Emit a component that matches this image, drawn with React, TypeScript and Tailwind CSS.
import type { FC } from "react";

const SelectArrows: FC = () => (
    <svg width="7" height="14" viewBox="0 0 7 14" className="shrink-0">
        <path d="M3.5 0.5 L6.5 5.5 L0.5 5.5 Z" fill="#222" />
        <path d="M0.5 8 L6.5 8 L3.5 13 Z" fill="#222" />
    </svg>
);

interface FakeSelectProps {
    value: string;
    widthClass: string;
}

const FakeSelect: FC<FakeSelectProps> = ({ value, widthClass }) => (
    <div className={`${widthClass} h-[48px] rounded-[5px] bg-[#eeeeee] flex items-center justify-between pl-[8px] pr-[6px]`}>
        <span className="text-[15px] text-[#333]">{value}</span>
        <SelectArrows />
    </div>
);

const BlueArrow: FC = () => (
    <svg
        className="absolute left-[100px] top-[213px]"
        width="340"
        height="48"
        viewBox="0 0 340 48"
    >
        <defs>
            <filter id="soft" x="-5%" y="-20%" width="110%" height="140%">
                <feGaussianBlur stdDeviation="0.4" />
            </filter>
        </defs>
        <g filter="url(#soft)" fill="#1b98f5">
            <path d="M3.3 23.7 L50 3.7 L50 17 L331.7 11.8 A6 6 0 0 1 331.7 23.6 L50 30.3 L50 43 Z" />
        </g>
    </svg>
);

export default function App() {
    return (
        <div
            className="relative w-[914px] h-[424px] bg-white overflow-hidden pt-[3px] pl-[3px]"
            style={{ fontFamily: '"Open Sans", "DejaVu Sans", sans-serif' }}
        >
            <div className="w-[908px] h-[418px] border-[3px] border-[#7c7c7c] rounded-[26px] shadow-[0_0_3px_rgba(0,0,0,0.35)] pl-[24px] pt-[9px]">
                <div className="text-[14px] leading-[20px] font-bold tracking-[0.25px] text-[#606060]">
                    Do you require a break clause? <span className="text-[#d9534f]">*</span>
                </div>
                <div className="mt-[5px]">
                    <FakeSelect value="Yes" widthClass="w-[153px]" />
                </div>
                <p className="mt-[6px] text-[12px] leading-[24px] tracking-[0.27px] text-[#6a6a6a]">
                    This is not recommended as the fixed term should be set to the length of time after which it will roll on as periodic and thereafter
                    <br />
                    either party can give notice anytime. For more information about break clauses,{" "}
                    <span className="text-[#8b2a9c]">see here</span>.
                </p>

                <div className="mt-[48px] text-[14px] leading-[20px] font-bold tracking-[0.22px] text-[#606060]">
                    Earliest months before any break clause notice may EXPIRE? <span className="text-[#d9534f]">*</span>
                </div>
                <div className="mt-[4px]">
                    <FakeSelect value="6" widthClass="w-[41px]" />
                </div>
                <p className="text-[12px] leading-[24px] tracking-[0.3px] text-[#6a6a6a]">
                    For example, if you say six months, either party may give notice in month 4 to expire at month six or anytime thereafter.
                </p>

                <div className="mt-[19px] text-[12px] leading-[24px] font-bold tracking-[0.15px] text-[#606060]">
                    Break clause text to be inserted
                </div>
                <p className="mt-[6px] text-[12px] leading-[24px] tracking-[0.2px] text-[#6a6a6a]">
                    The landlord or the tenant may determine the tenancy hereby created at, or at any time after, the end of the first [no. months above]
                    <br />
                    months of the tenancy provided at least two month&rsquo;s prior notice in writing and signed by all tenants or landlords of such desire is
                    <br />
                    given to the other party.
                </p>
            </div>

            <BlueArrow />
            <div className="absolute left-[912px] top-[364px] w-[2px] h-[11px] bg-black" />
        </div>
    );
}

■ ■ ■

### REQUIRED TASK
Copy out the whole listing exactly; please set it all down.

### TASK ANSWER
Emit a component that matches this image, drawn with React, TypeScript and Tailwind CSS.
import type { FC } from "react";

const SelectArrows: FC = () => (
    <svg width="7" height="14" viewBox="0 0 7 14" className="shrink-0">
        <path d="M3.5 0.5 L6.5 5.5 L0.5 5.5 Z" fill="#222" />
        <path d="M0.5 8 L6.5 8 L3.5 13 Z" fill="#222" />
    </svg>
);

interface FakeSelectProps {
    value: string;
    widthClass: string;
}

const FakeSelect: FC<FakeSelectProps> = ({ value, widthClass }) => (
    <div className={`${widthClass} h-[48px] rounded-[5px] bg-[#eeeeee] flex items-center justify-between pl-[8px] pr-[6px]`}>
        <span className="text-[15px] text-[#333]">{value}</span>
        <SelectArrows />
    </div>
);

const BlueArrow: FC = () => (
    <svg
        className="absolute left-[100px] top-[213px]"
        width="340"
        height="48"
        viewBox="0 0 340 48"
    >
        <defs>
            <filter id="soft" x="-5%" y="-20%" width="110%" height="140%">
                <feGaussianBlur stdDeviation="0.4" />
            </filter>
        </defs>
        <g filter="url(#soft)" fill="#1b98f5">
            <path d="M3.3 23.7 L50 3.7 L50 17 L331.7 11.8 A6 6 0 0 1 331.7 23.6 L50 30.3 L50 43 Z" />
        </g>
    </svg>
);

export default function App() {
    return (
        <div
            className="relative w-[914px] h-[424px] bg-white overflow-hidden pt-[3px] pl-[3px]"
            style={{ fontFamily: '"Open Sans", "DejaVu Sans", sans-serif' }}
        >
            <div className="w-[908px] h-[418px] border-[3px] border-[#7c7c7c] rounded-[26px] shadow-[0_0_3px_rgba(0,0,0,0.35)] pl-[24px] pt-[9px]">
                <div className="text-[14px] leading-[20px] font-bold tracking-[0.25px] text-[#606060]">
                    Do you require a break clause? <span className="text-[#d9534f]">*</span>
                </div>
                <div className="mt-[5px]">
                    <FakeSelect value="Yes" widthClass="w-[153px]" />
                </div>
                <p className="mt-[6px] text-[12px] leading-[24px] tracking-[0.27px] text-[#6a6a6a]">
                    This is not recommended as the fixed term should be set to the length of time after which it will roll on as periodic and thereafter
                    <br />
                    either party can give notice anytime. For more information about break clauses,{" "}
                    <span className="text-[#8b2a9c]">see here</span>.
                </p>

                <div className="mt-[48px] text-[14px] leading-[20px] font-bold tracking-[0.22px] text-[#606060]">
                    Earliest months before any break clause notice may EXPIRE? <span className="text-[#d9534f]">*</span>
                </div>
                <div className="mt-[4px]">
                    <FakeSelect value="6" widthClass="w-[41px]" />
                </div>
                <p className="text-[12px] leading-[24px] tracking-[0.3px] text-[#6a6a6a]">
                    For example, if you say six months, either party may give notice in month 4 to expire at month six or anytime thereafter.
                </p>

                <div className="mt-[19px] text-[12px] leading-[24px] font-bold tracking-[0.15px] text-[#606060]">
                    Break clause text to be inserted
                </div>
                <p className="mt-[6px] text-[12px] leading-[24px] tracking-[0.2px] text-[#6a6a6a]">
                    The landlord or the tenant may determine the tenancy hereby created at, or at any time after, the end of the first [no. months above]
                    <br />
                    months of the tenancy provided at least two month&rsquo;s prior notice in writing and signed by all tenants or landlords of such desire is
                    <br />
                    given to the other party.
                </p>
            </div>

            <BlueArrow />
            <div className="absolute left-[912px] top-[364px] w-[2px] h-[11px] bg-black" />
        </div>
    );
}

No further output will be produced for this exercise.